SECURITIES AND EXCHANGE COMMISSION
Washington, DC 20549
FORM 8-K
Current Report
Pursuant to Section 13 or 15(d) of the
Securities Exchange Act of 1934
Date of earliest event reported: June 19, 2009
Internet Capital Group, Inc.
(Exact name of registrant as specified in charter)
Delaware | 001-16249 | 23-2996071 |
(State of Incorporation) | (Commission File Number) | (I.R.S. Employer Identification No.) |
690 Lee Road, Suite 310, Wayne, PA 19087
(Address of Principal Executive Offices) (Zip Code)
(610) 727-6900
(Registrant's telephone number, including area code)
Check the appropriate box below if the Form 8-K filing is intended to simultaneously satisfy the filing obligation of the registrant under any of the following provisions:
/ / Written communications pursuant to Rule 425 under the Securities Act (17 CFR 230.425)
/ / Soliciting material pursuant to Rule 14a-12 under the Exchange Act (17 CFR 240.14a-12)
/ / Pre-commencement communications pursuant to Rule 14d-2(b) under the Exchange Act (17 CFR 240.14d-2(b))
/ / Pre-commencement communications pursuant to Rule 13e-4(c) under the Exchange Act (17 CFR 240.13e-4(c))
Item 5.02. | Departure of Directors or Certain Officers; Election of Directors; Appointment of Certain Officers; Compensatory Arrangements of Certain Officers |
Second Amended and Restated 2005 Omnibus Equity Compensation Plan
On April 17, 2009, Internet Capital Group, Inc's ("ICG's") Board of Directors adopted, subject to stockholder approval at ICG's 2009 Annual Meeting of Stockholders, an amendment and restatement of ICG's Amended and Restated 2005 Omnibus Equity Compensation Plan (the "Plan" and, as amended and restated, the "Amended Plan"). On June 19, 2009, a requisite number of ICG stockholders approved the Amended Plan, which became effective on that date.
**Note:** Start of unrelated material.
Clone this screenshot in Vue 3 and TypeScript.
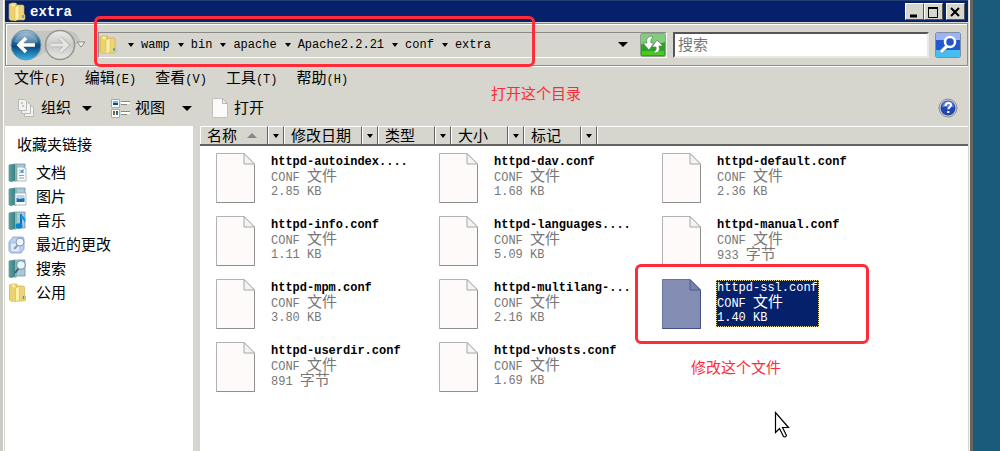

Pursuant to the Amended Plan, the number of shares of ICG common stock authorized for issuance thereunder was increased from 5,000,000 shares to 7,600,000 shares (an increase of 2,600,000 shares). The Amended Plan did not substantively amend the Plan in any other respect.
The foregoing description of the Amended Plan and the changes embodied therein does not purport to be complete and is qualified in its entirety by reference to the actual text of the Amended Plan. A copy of the Amended Plan is attached hereto as Exhibit 10.1 and is incorporated by reference herein.
Item 9.01. | Financial Statements and Exhibits |
(d) Exhibits
The following exhibit is filed herewith:
Exhibit No. | Description |
10.1 | Internet Capital Group, Inc. Second Amended and Restated 2005 Omnibus Equity Compensation Plan |
SIGNATURE
Pursuant to the requirements of the Securities Exchange Act of 1934, the registrant has duly caused this report to be signed on its behalf by the undersigned, thereunto duly authorized.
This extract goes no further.